Jarring disconnect between the actors and their characters
The second issue with the show is the acting, which is awkward and unbelievable for a supposedly unknown reason. There seems to be a connection gap between the actors and their characters which is easily visible in almost all the performances.
There was clearly an effort to cast actors with diverse identities for the show, which was a great initiative. We have actors from various backgrounds, ethnicities, and experiences. It is a shame that the writing does not utilize the richness of these actors’ and characters’ backgrounds deeply enough. The writing does not account for their diverse experiences or cultural nuances as of yet. There are subtle hints of the depth ofeach character’s motivations, but so far it is simply a surface level effort. Perhaps this is what has caused the actors’ to not sync up with their characters.
In addition, what can be deemed to be an unforgivable sin are the actors’ atrocious accents when they are speaking their characters’ native language. Even while delivering just one line in a foreign language, Hari (Nabhaan Rizwan) speaks Urdu with the worst, most anglicized accent. Yasmin Kara-Hanani’s (Marisa Abela) Arabic accent is also far from native for her background to be believable. These glaring and cringe-worthy errors can be detected by anyone with even a slight ear for these languages. This has diluted the creators’ push for representation. It gives off an air of tokenized representation; the creators peppered the characters with different ethnic and cultural backgrounds, threw in a few lines of incorrectly-acted native languages, and called it a day.

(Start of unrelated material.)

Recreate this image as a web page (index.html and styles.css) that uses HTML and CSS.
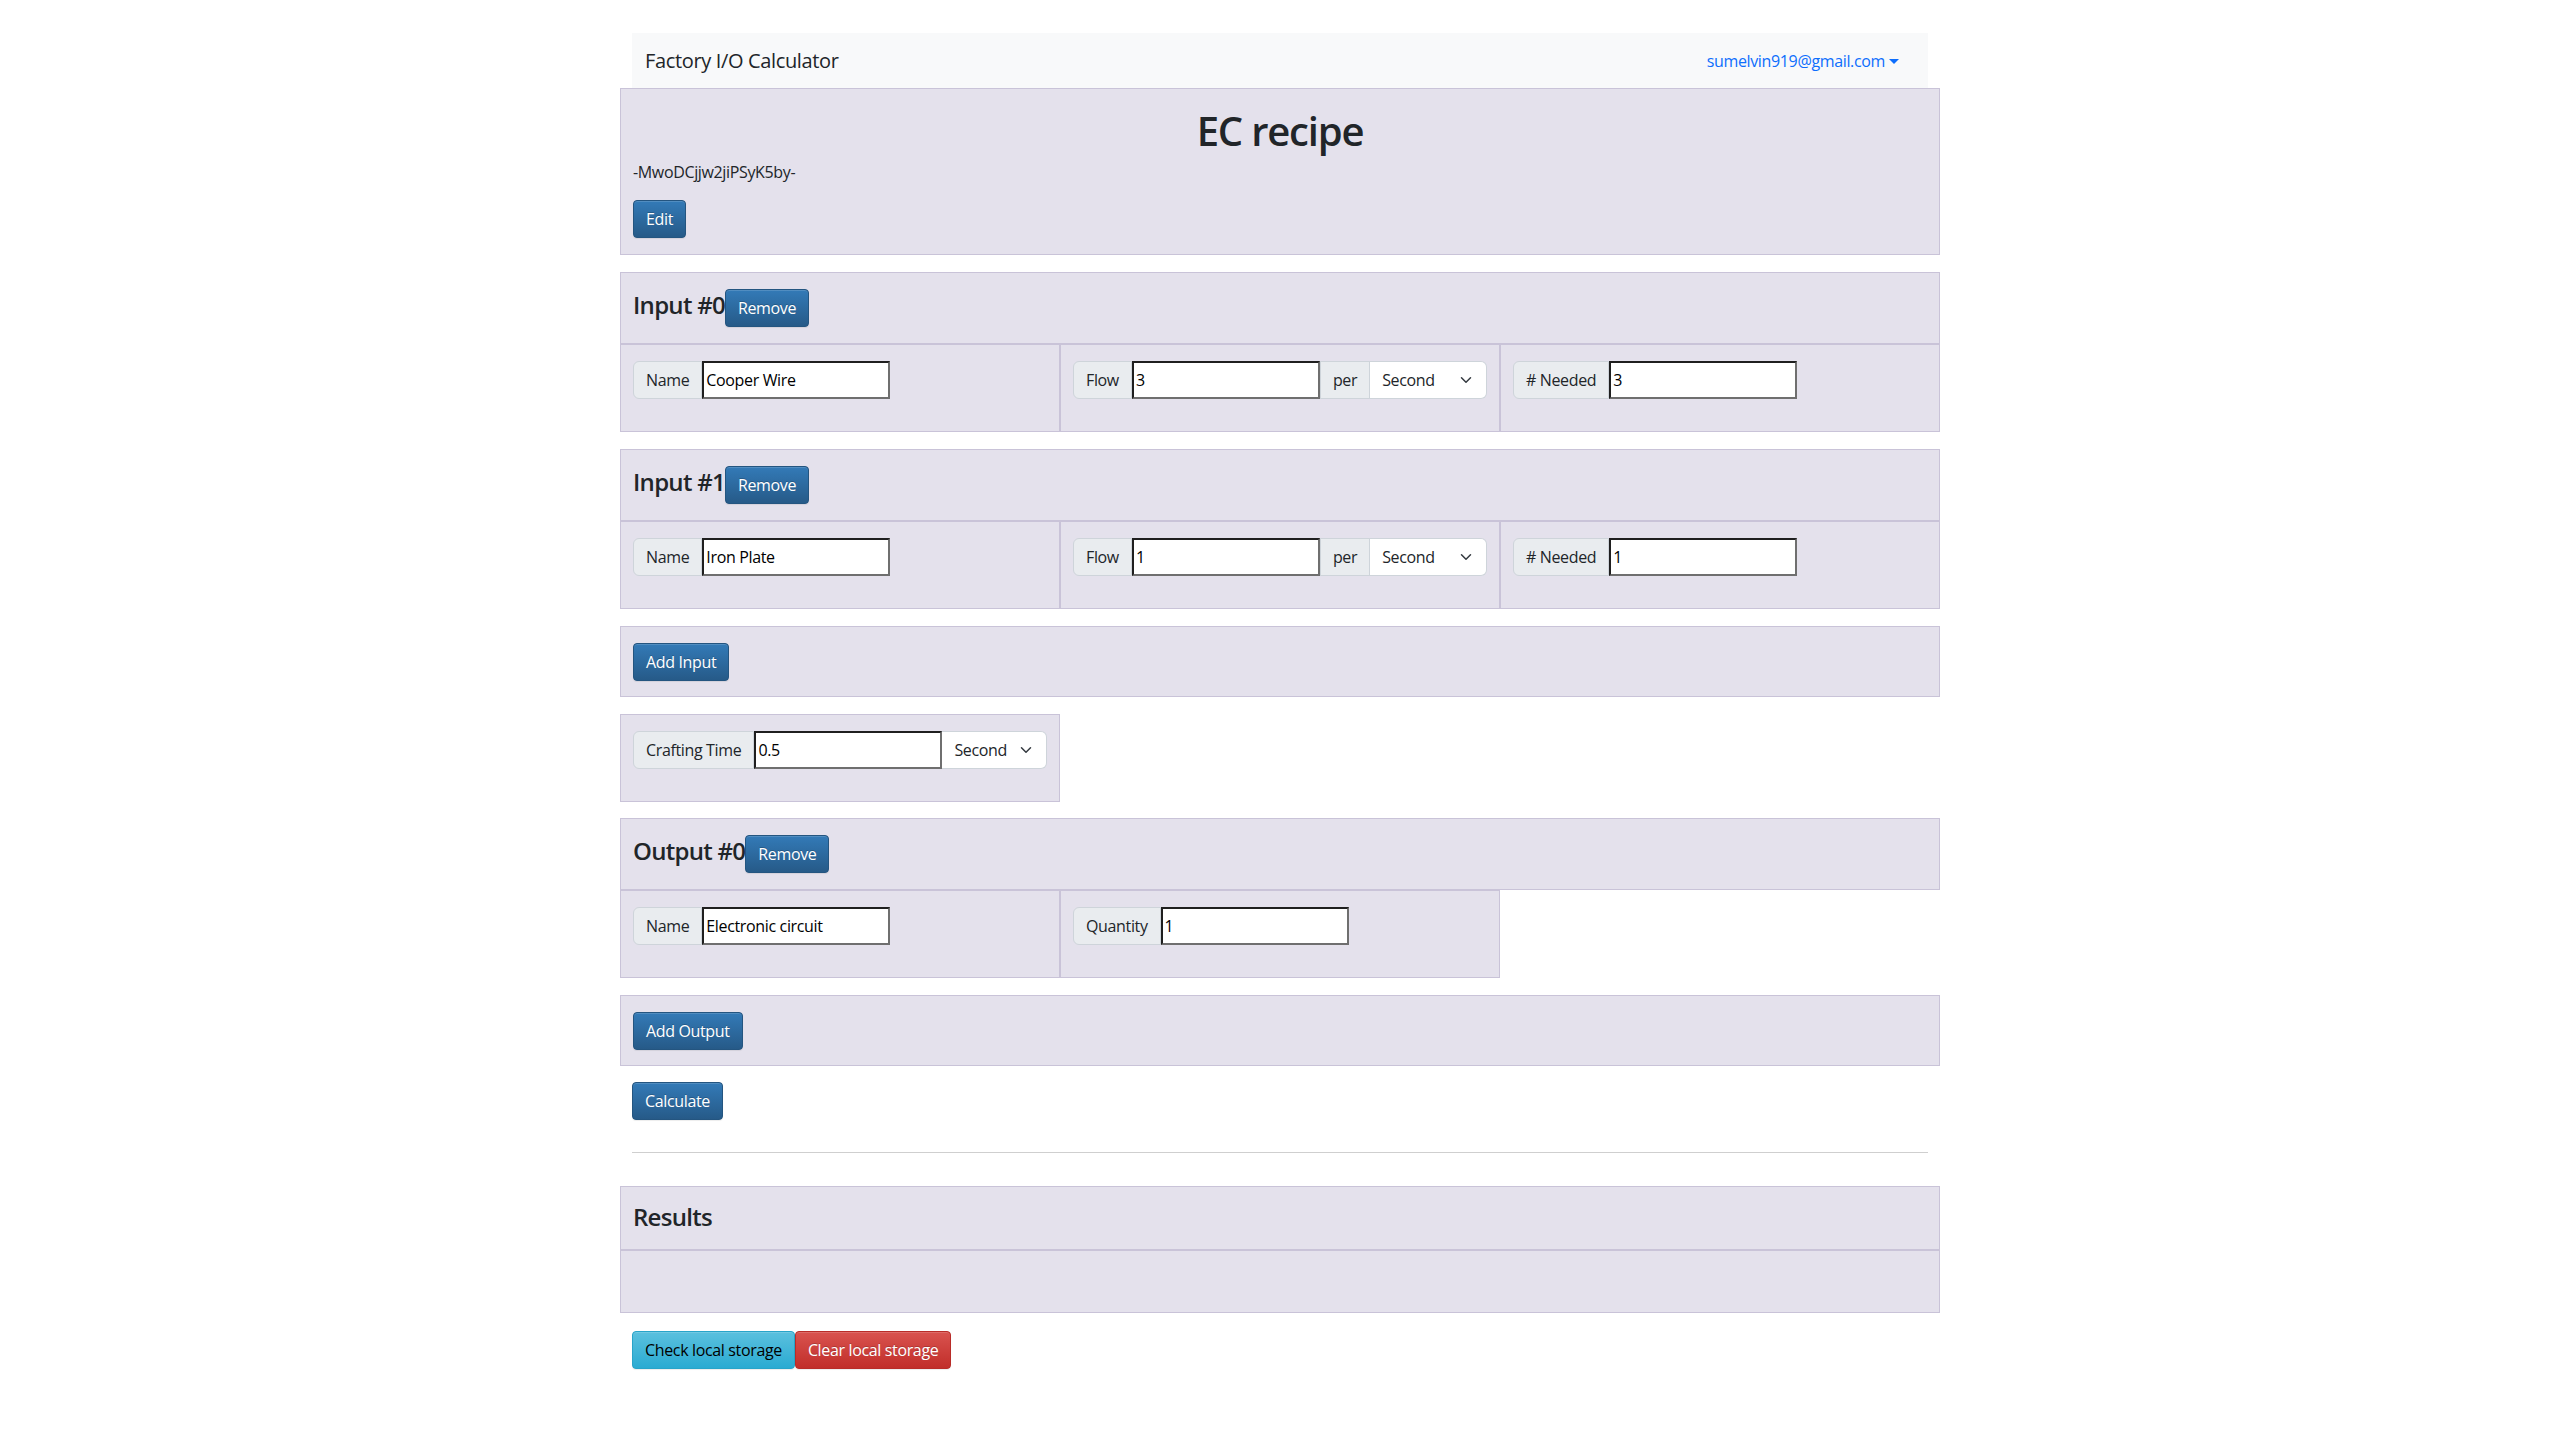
FILE: index.html
```html
<!DOCTYPE html>
<html lang="en">
<head>
<meta charset="utf-8">
<title>Factory I/O Calculator</title>
<link rel="stylesheet" href="styles.css">
</head>
<body>
<div class="page">
  <nav class="navbar">
    <span class="brand">Factory I/O Calculator</span>
    <a class="user" href="#">sumelvin919@gmail.com<span class="caret"></span></a>
  </nav>

  <section class="panel recipe">
    <h1 class="title">EC recipe</h1>
    <p class="rid">-MwoDCjjw2jiPSyK5by-</p>
    <button class="btn btn-primary">Edit</button>
  </section>

  <section class="block">
    <div class="panel block-head"><h4 class="head">Input #0</h4><button class="btn btn-primary">Remove</button></div>
    <div class="cols">
      <div class="col">
        <div class="igroup"><span class="addon first">Name</span><input class="field" type="text" value="Cooper Wire"></div>
      </div>
      <div class="col">
        <div class="igroup"><span class="addon first">Flow</span><input class="field" type="text" value="3"><span class="addon">per</span><span class="select last w-118">Second<svg class="chev" viewBox="0 0 16 16" width="16" height="12"><path d="M2 5l6 6 6-6" fill="none" stroke="#343a40" stroke-width="2" stroke-linecap="round" stroke-linejoin="round"/></svg></span></div>
      </div>
      <div class="col">
        <div class="igroup"><span class="addon first"># Needed</span><input class="field" type="text" value="3"></div>
      </div>
    </div>
  </section>

  <section class="block">
    <div class="panel block-head"><h4 class="head">Input #1</h4><button class="btn btn-primary">Remove</button></div>
    <div class="cols">
      <div class="col">
        <div class="igroup"><span class="addon first">Name</span><input class="field" type="text" value="Iron Plate"></div>
      </div>
      <div class="col">
        <div class="igroup"><span class="addon first">Flow</span><input class="field" type="text" value="1"><span class="addon">per</span><span class="select last w-118">Second<svg class="chev" viewBox="0 0 16 16" width="16" height="12"><path d="M2 5l6 6 6-6" fill="none" stroke="#343a40" stroke-width="2" stroke-linecap="round" stroke-linejoin="round"/></svg></span></div>
      </div>
      <div class="col">
        <div class="igroup"><span class="addon first"># Needed</span><input class="field" type="text" value="1"></div>
      </div>
    </div>
  </section>

  <section class="panel action">
    <button class="btn btn-primary">Add Input</button>
  </section>

  <section class="block block-tight">
    <div class="cols">
      <div class="col">
        <div class="igroup"><span class="addon first">Crafting Time</span><input class="field" type="text" value="0.5"><span class="select last w-106">Second<svg class="chev" viewBox="0 0 16 16" width="16" height="12"><path d="M2 5l6 6 6-6" fill="none" stroke="#343a40" stroke-width="2" stroke-linecap="round" stroke-linejoin="round"/></svg></span></div>
      </div>
    </div>
  </section>

  <section class="block">
    <div class="panel block-head"><h4 class="head">Output #0</h4><button class="btn btn-primary">Remove</button></div>
    <div class="cols">
      <div class="col">
        <div class="igroup"><span class="addon first">Name</span><input class="field" type="text" value="Electronic circuit"></div>
      </div>
      <div class="col">
        <div class="igroup"><span class="addon first">Quantity</span><input class="field" type="text" value="1"></div>
      </div>
    </div>
  </section>

  <section class="panel action action-tight">
    <button class="btn btn-primary">Add Output</button>
  </section>

  <div class="calc-row">
    <button class="btn btn-primary">Calculate</button>
  </div>

  <hr class="sep">

  <section class="results">
    <div class="panel results-head"><h4 class="head">Results</h4></div>
    <div class="panel results-body"></div>
  </section>

  <div class="storage-row">
    <button class="btn btn-info">Check local storage</button><button class="btn btn-danger">Clear local storage</button>
  </div>
</div>
</body>
</html>
```

FILE: styles.css
```css
* {
  box-sizing: border-box;
}

body {
  margin: 0;
  font-family: "Segoe UI", "Open Sans", "Noto Sans", "Liberation Sans", sans-serif;
  font-size: 16px;
  line-height: 1.5;
  letter-spacing: -0.022em;
  color: #212529;
  background: #ffffff;
}

.page {
  width: 1320px;
  margin: 33px auto 0;
  padding-bottom: 40px;
}

/* navbar */
.navbar {
  margin: 0 12px;
  height: 55px;
  background: #f8f9fa;
  display: flex;
  align-items: center;
  justify-content: space-between;
  padding: 0 29px 0 13px;
}

.brand {
  font-size: 20px;
  line-height: 30px;
  color: #212529;
}

.user {
  color: #0d6efd;
  text-decoration: none;
  font-size: 16px;
}

.caret {
  display: inline-block;
  margin-left: 4px;
  vertical-align: 3px;
  border-top: 5px solid #0d6efd;
  border-left: 5px solid transparent;
  border-right: 5px solid transparent;
}

/* panels */
.panel {
  background: #e4e1ec;
  border: 1px solid #c9c3d8;
}

.recipe {
  padding: 18px 12px 16px;
  margin-bottom: 17px;
}

.title {
  margin: 0 0 6px;
  text-align: center;
  font-size: 40px;
  font-weight: 600;
  line-height: 1.2;
  letter-spacing: -0.03em;
}

.rid {
  margin: 0 0 17px;
  font-size: 16px;
  line-height: 22px;
}

.block {
  margin-bottom: 17px;
}

.block-tight {
  margin-bottom: 16px;
}

.block-head {
  display: flex;
  align-items: baseline;
  padding: 16px 12px 16px;
}

.head {
  margin: 0;
  font-size: 24px;
  font-weight: 600;
  line-height: 1.2;
  letter-spacing: -0.03em;
}

.cols {
  display: grid;
  grid-template-columns: repeat(3, 440px);
}

.col {
  background: #e4e1ec;
  border: 1px solid #c9c3d8;
  padding: 16px 12px 32px;
}

/* input groups */
.igroup {
  display: flex;
  height: 38px;
}

.addon {
  display: flex;
  align-items: center;
  padding: 0 12px;
  background: #e9ecef;
  border: 1px solid #ced4da;
  color: #212529;
  white-space: nowrap;
}

.addon.first {
  border-radius: 6px 0 0 6px;
}

.field {
  width: 188px;
  height: 38px;
  margin: 0;
  padding: 1px 2px;
  font: inherit;
  letter-spacing: -0.022em;
  color: #000;
  background: #fff;
  border-style: solid;
  border-width: 2px;
  border-color: #1f1f1f #6f6f6f #6f6f6f #1f1f1f;
  border-radius: 0;
  outline: none;
}

.select {
  display: flex;
  align-items: center;
  justify-content: space-between;
  padding: 0 12px 0 12px;
  background: #fff;
  border: 1px solid #ced4da;
  border-left: 0;
  color: #212529;
}

.select.last {
  border-radius: 0 6px 6px 0;
}

.w-118 {
  width: 118px;
}

.w-106 {
  width: 106px;
}

.chev {
  flex: none;
}

/* action panels */
.action {
  padding: 16px 12px 15px;
  margin-bottom: 17px;
}

.action-tight {
  margin-bottom: 16px;
}

.calc-row {
  padding: 0 12px;
}

.sep {
  margin: 32px 12px 33px;
  border: 0;
  border-top: 1px solid #cfcfcf;
  height: 0;
}

.results-head {
  padding: 16px 12px 17px;
}

.results-body {
  height: 63px;
}

.storage-row {
  display: flex;
  padding: 0 12px;
  margin-top: 18px;
}

/* buttons */
.btn {
  font: inherit;
  font-size: 16px;
  line-height: 24px;
  letter-spacing: -0.022em;
  padding: 6px 12px;
  border: 1px solid transparent;
  border-radius: 4px;
  color: #fff;
  cursor: pointer;
  text-shadow: 0 -1px 0 rgba(0, 0, 0, 0.2);
  box-shadow: inset 0 1px 0 rgba(255, 255, 255, 0.15), 0 1px 1px rgba(0, 0, 0, 0.075);
}

.btn-primary {
  background-color: #265a88;
  background-image: linear-gradient(#337ab7, #265a88);
  border-color: #245580;
}

.btn-info {
  background-color: #2aabd2;
  background-image: linear-gradient(#5bc0de, #2aabd2);
  border-color: #28a4c9;
  color: #000;
  text-shadow: none;
}

.btn-danger {
  background-color: #c12e2a;
  background-image: linear-gradient(#d9534f, #c12e2a);
  border-color: #b92c28;
}
```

Final verdict on the ‘Industry’
Industry feels like a personal project of catharsis for the writer/creator duo. The fundamental problem with the show is that the writers’ were not able to pull themselves out of their experiences enough to translate them into a show which would connect with people who maybe do not have the same insight into the banking world that they have.
The show had a lot of potential with its premise but it is off to a slow start. As of right now, the show is simply not a hard-hitting piece on the highs and lows of working in the finance world, which should have been the case considering the writers’ backgrounds. It is watchable if the hidden personal stories of the characters arouse your curiosity enough to make you stick around until the end. The subtle tones of secrecy about the characters and their motivations are the saving grace of the show.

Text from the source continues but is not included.